I have reconsidered my opinion and changed my mind. I now agree with Dusty Baker’s decision. Javier threw 97 pitches through six innings. That’s over 16 pitches per inning. If Baker had left Javier in the game to pitch his no-hitter, Javier, at the rate he had been throwing, would need 145 pitches to complete his no-hitter. Baker calculated that his pitcher would not last that long anyway. I think it was a probable guess. Baker pulled him and preserved the win for the Astros. Calling the game a no-hitter requires a huge asterisk, however.
A complete game shutout by a single pitcher should have the same status as a “combined no-hitter”.
I spent my previous life consumed by stats and statistical oddities. First off, combined no-hitters have always been a thing. They are also rarer than single-pitcher ones. There have been 298 instances where a pitcher has thrown 9 or more hitless innings. There has only been 19 where the bullpen chipped in.
No-hitters are both an accomplishment and a failure. Sometimes it’s a double failure. In May of this year the Reds’ Hunter Greene and Art Warren n0-n0’d the Pirates – and lost 1-0. (That’s happened twice.) But because they were the road team and the Pirates didn’t bat in the 9th it didn’t qualify as a no-hitter under baseball’s current definition (and rewriting of the record book) adopted in 1991.
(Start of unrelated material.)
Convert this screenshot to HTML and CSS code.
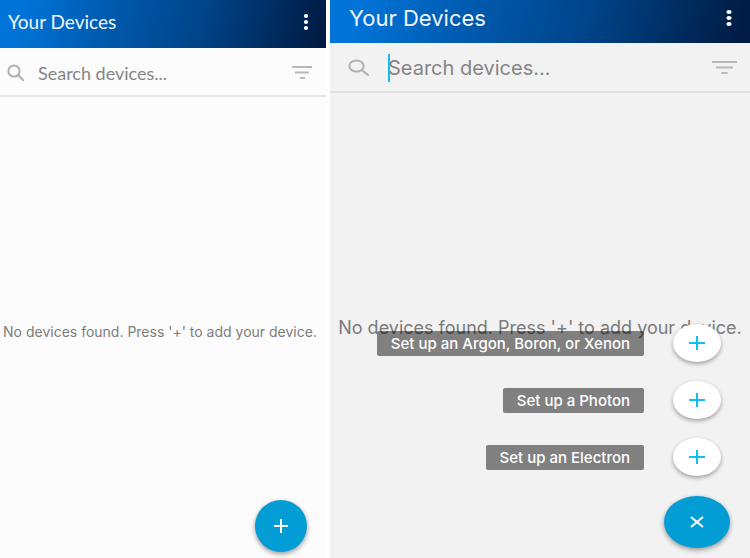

The win wasn’t in danger at that point. It risks nothing to wait at least until he gave up a hit or a walk. It’s pointless soullessness.
Reasonable people will disagree. (with you)
Just kidding, but seriously, a no hitter has always been an individual pitcher accomplishment. I understand that a combined is even rarer (probably because of the relatively recent increase in relief pitcher innings pitched), and it’s an accomplishment too, but let’s not give an inch on the terminology or the moderns will take a mile.
But to what end? He had done a magnificent job, but he used himself up to get there. He would almost certainly not have made it through the 9th inning. Putting Javier back out would only be setting him up for failure. BTW, didn’t the Phillies come back from five runs down in the first game?
To what end? The chance for greatness!
Or as Tom Kelly said when Jack Morris refused to come out after pitching 9 scoreless innings in Game 7 of the 1991 World Series: “What the hell, it’s just a game.”
See Harvey Haddix, 1959. 12 perfect innings against the Braves, only to lose it in the 13th.
I was working night shift at a job in Rochester, NY and I listened to that game on the radio. I was a Braves fan.